Setelah Yesus membekali para
murid dengan kuasa, kemudian Ia juga memberikan jaminan bahwa Allah begitu
menyayangi mereka dan tentunya juga akan memelihara dan melindungi mereka.
Kini, yang harus diperlihatkan oleh para murid itu adalah ketulusan, keyakinan,
dan keberanian dalam menjalankan semua mandat Tuhan. Di tengah ancaman bahkan
aniaya, mereka diminta untuk setia dan tidak menyangkal. Konsekuensinya jelas menyangkal berarti akan disangkal
juga!
Dalam kenyataannya tetap saja
tidak mudah untuk menjalankan misi itu. Kita bisa melihat bagaimana Yudas yang
memilih kompromi dengan para srigala yang memusuhi Yesus. Petrus yang gentar
dan terpaksa tiga kali menyangkal Yesus. Meskipun murid-murid seperti itu,
namun Yesus terus menyertai dan
memulihkan
mereka. Sayang, Yudas memilih untuk terus sebagai penghianat sampai akhir
hidupnya sedangkan Petrus menyambut pemulihan dari Tuhan. Betul, para murid
jatuh bangun dalam menjalankan misi Allah, namun lihatlah walaupun tubuh mereka mati dengan
penganiayaan berat, ada yang dirajam batu, disalibkan terbalik, dibantai dan
seterusnya namun semangat atau jiwa mereka terus hidup.

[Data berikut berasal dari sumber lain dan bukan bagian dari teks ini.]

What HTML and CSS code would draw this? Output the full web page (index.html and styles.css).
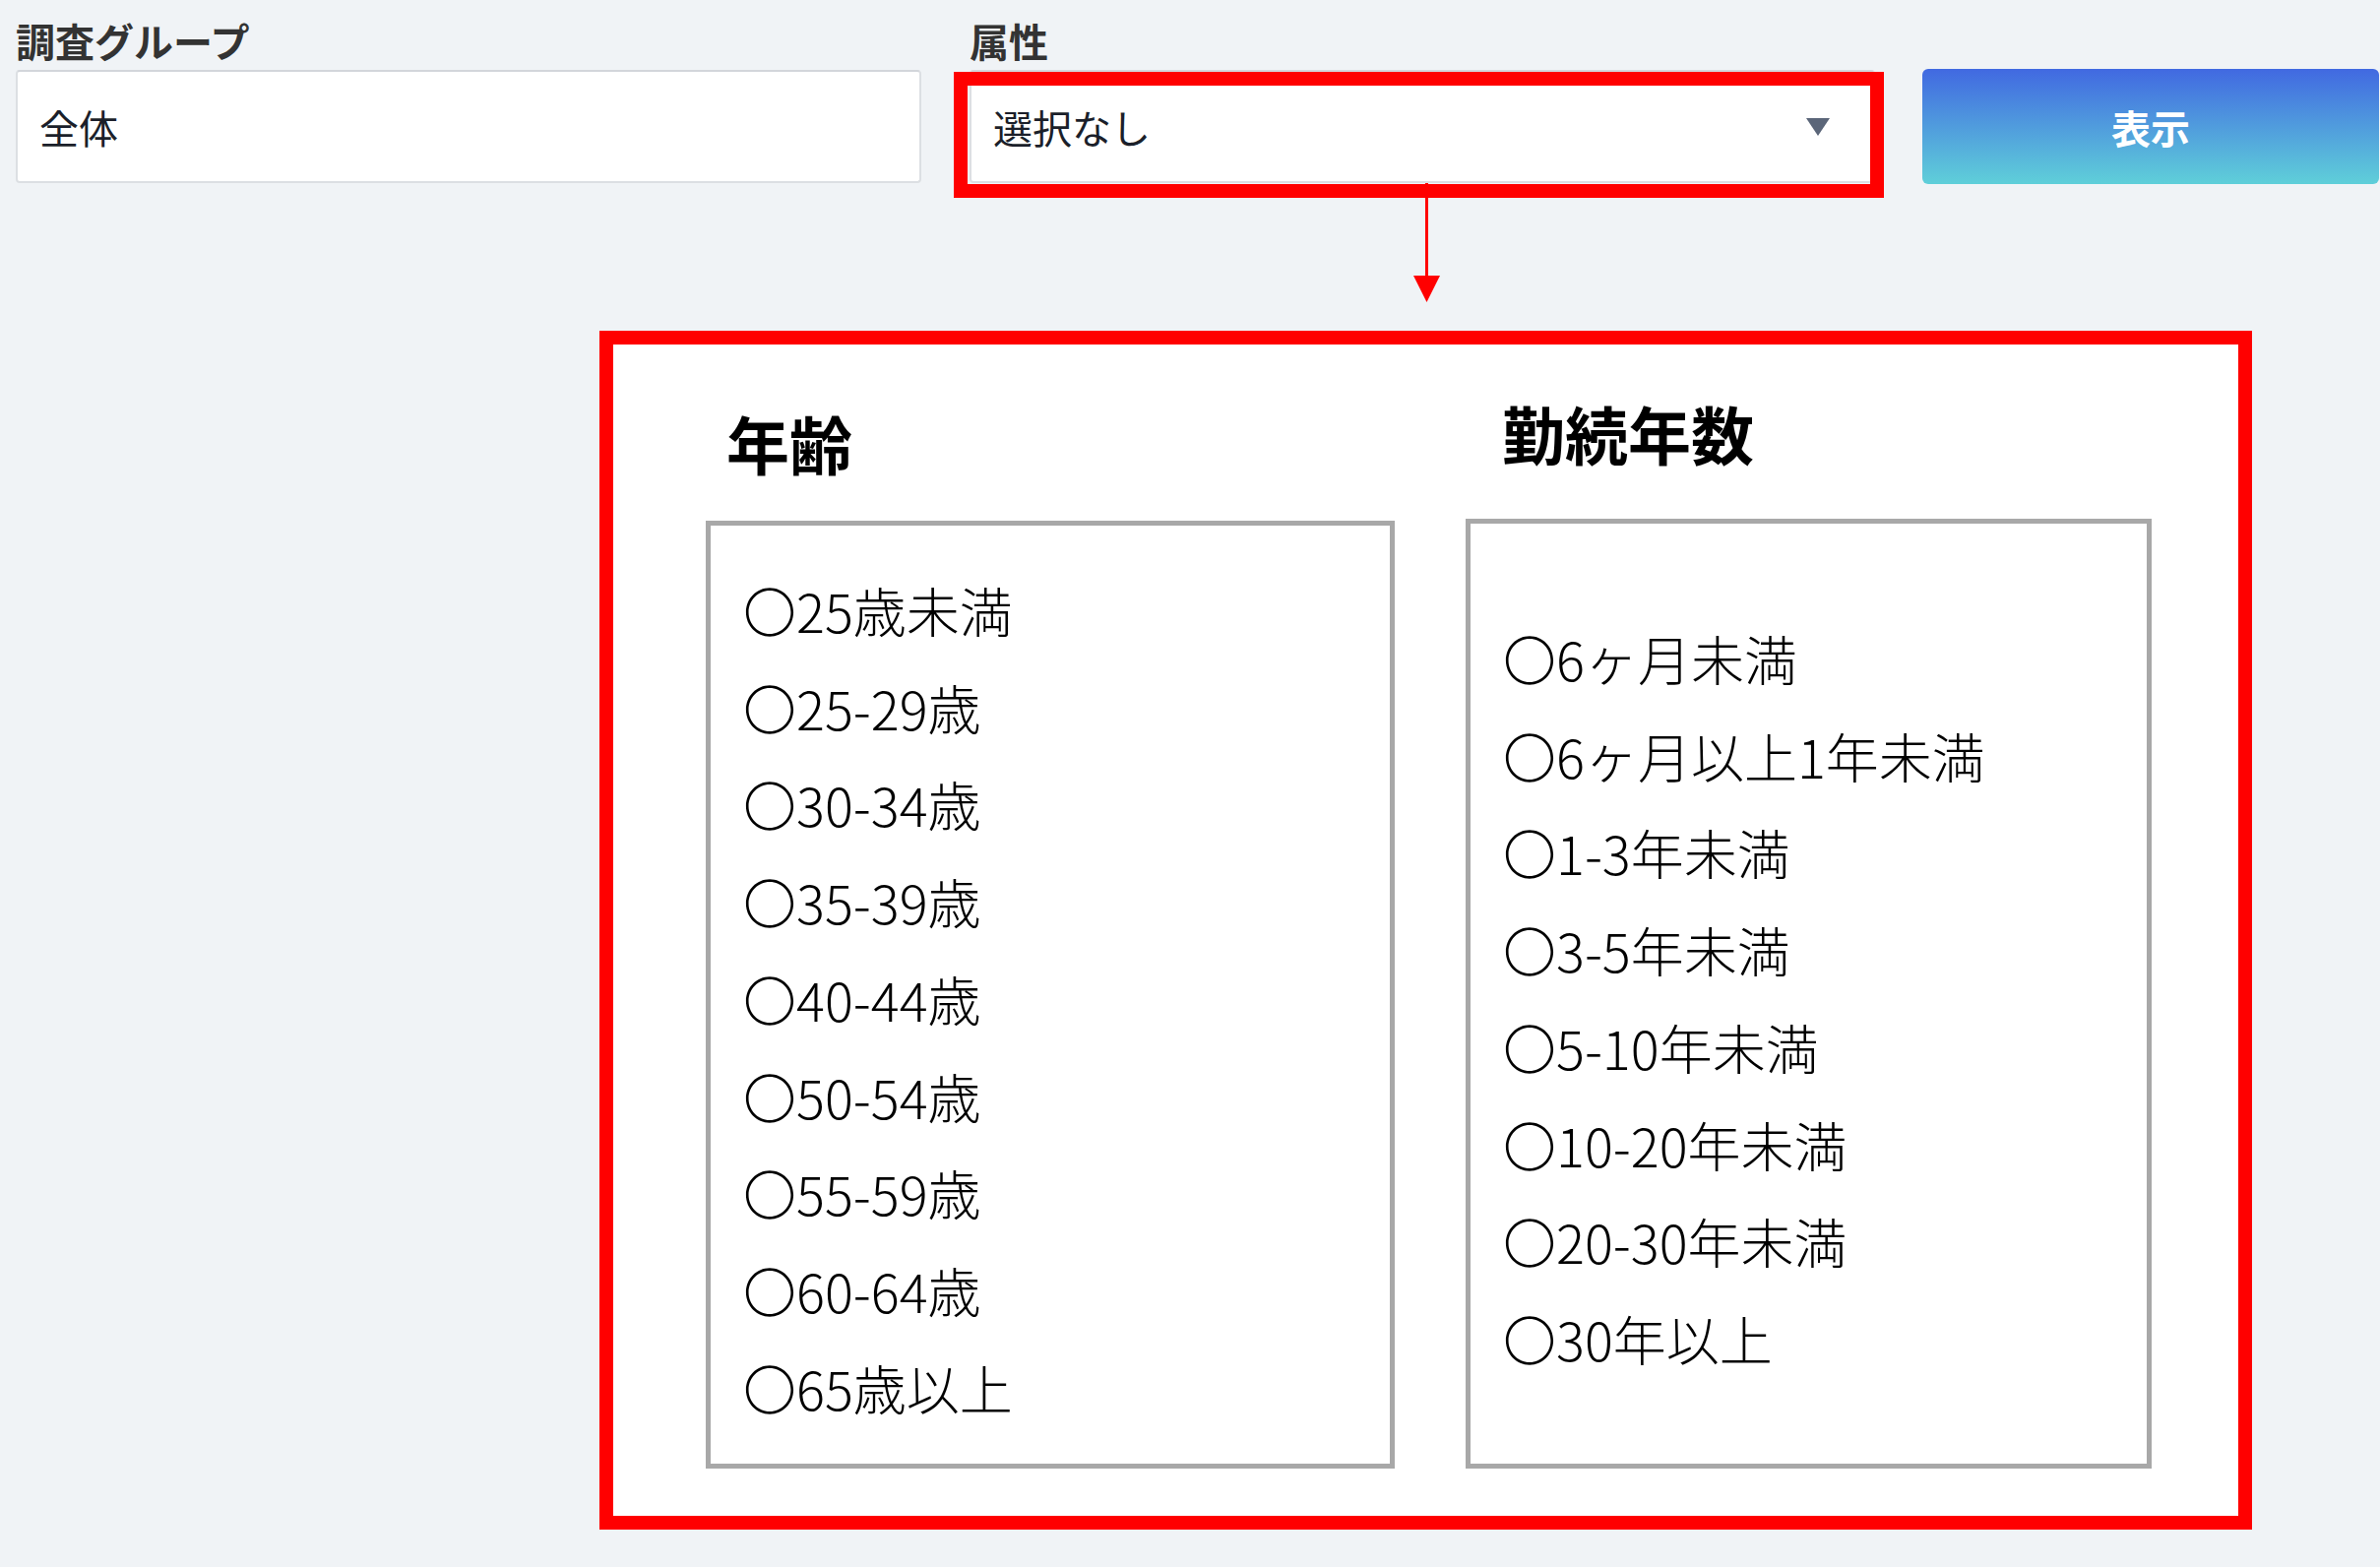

Injil terus tersebar
sampai ke ujung-ujung bumi. Terbukti,
para srigala itu hanya dapat membunuh tubuh tetapi tidak dapat membunuh jiwa
mereka!
Kini, Tuhan juga mengutus kita
dalam konteks dunia kita masing-masing. Ia menginginkan kita menyuarakan
kebenaran seperti yang disuarakan Yeremia. Tuhan menghendaki kita tidak hanya mampu bersuara tetapi juga mewujudkan tanda-tanda Kerajaan
Sorga, yakni dengan memulihkan kelemahan-kelemahan manusia, meneruskan cinta
kasih Bapa yang berbelarasa kepada yang
lemah dan tertindas serta memperagakan apa yang telah diajarkan dan dilakukan oleh Yesus
Kristus. Dia menghendaki supaya dalam kehidupan kita, orang-orang melihat cinta kasih Yesus!